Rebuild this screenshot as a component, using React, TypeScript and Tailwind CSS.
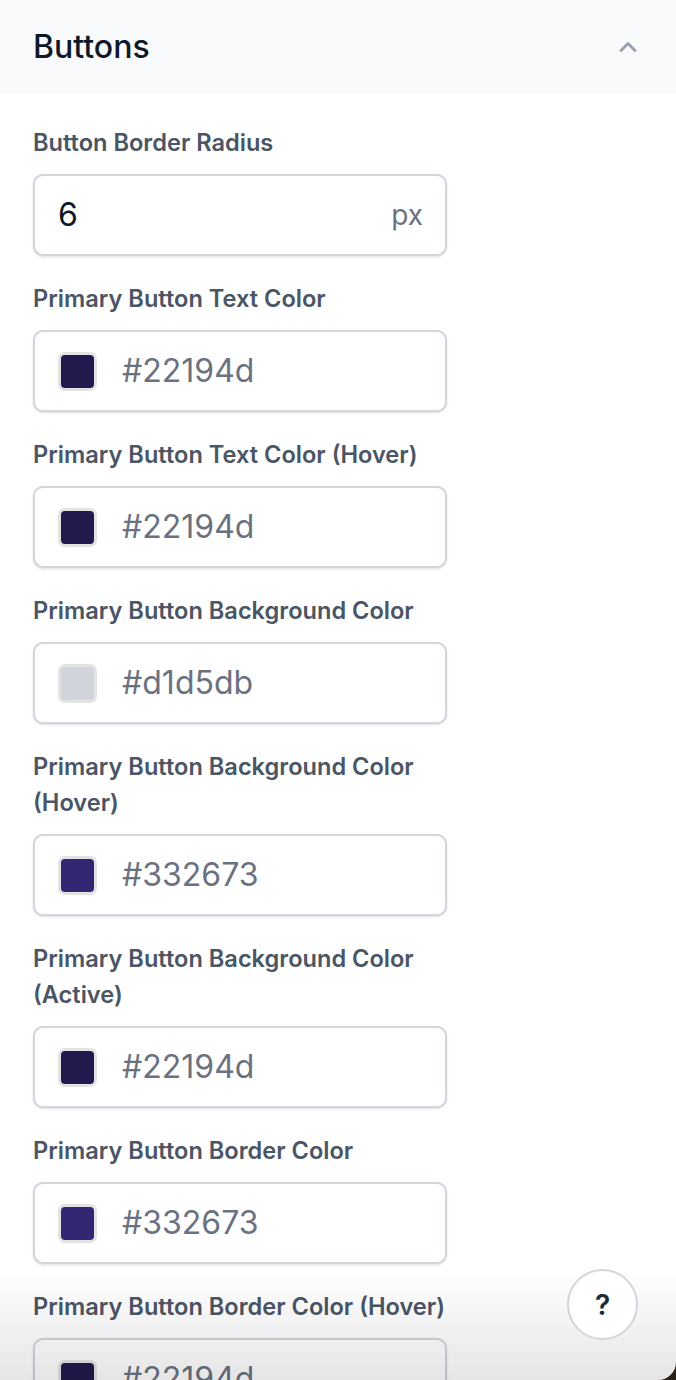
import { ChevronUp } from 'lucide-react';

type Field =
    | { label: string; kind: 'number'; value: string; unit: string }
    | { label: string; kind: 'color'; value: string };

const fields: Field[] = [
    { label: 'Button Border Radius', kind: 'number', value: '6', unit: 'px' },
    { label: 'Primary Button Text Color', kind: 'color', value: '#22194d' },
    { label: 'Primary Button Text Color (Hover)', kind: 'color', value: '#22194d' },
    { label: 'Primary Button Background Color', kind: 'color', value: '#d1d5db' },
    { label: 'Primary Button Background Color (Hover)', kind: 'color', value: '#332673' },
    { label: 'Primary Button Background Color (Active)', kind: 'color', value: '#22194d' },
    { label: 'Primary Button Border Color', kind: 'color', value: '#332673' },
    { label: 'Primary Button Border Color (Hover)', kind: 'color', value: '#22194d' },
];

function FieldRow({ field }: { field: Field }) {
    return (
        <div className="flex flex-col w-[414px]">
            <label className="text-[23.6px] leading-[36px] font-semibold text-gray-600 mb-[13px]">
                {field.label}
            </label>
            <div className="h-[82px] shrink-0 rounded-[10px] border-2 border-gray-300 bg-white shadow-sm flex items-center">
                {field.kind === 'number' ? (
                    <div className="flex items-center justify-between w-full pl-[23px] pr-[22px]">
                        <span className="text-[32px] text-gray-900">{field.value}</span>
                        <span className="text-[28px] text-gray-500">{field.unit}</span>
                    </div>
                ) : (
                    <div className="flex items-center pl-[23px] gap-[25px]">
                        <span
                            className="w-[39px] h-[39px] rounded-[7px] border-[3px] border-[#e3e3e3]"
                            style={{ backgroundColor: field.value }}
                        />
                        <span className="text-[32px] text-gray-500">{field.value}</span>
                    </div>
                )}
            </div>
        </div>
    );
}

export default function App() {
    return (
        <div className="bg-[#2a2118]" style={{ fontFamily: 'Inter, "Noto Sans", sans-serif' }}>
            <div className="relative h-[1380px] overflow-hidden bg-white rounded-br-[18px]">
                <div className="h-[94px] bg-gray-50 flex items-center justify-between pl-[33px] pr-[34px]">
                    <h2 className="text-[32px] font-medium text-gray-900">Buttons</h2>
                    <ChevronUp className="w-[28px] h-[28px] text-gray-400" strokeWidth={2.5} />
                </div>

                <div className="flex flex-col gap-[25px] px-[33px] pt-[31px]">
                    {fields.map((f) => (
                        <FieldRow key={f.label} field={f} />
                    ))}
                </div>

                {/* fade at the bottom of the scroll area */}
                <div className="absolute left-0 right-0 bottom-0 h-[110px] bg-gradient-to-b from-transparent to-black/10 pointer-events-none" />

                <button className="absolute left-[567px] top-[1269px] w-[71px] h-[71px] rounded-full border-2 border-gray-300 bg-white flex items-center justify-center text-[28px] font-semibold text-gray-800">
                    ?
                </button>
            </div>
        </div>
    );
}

DIRECTIVE:
Go from the first line of the data above to the line containing "string; kind: 'color';" and retype exactly those lines, both included, but none of the pictures.

SOLUTION TO THE PROBLEM:
Rebuild this screenshot as a component, using React, TypeScript and Tailwind CSS.
import { ChevronUp } from 'lucide-react';

type Field =
    | { label: string; kind: 'number'; value: string; unit: string }
    | { label: string; kind: 'color'; value: string };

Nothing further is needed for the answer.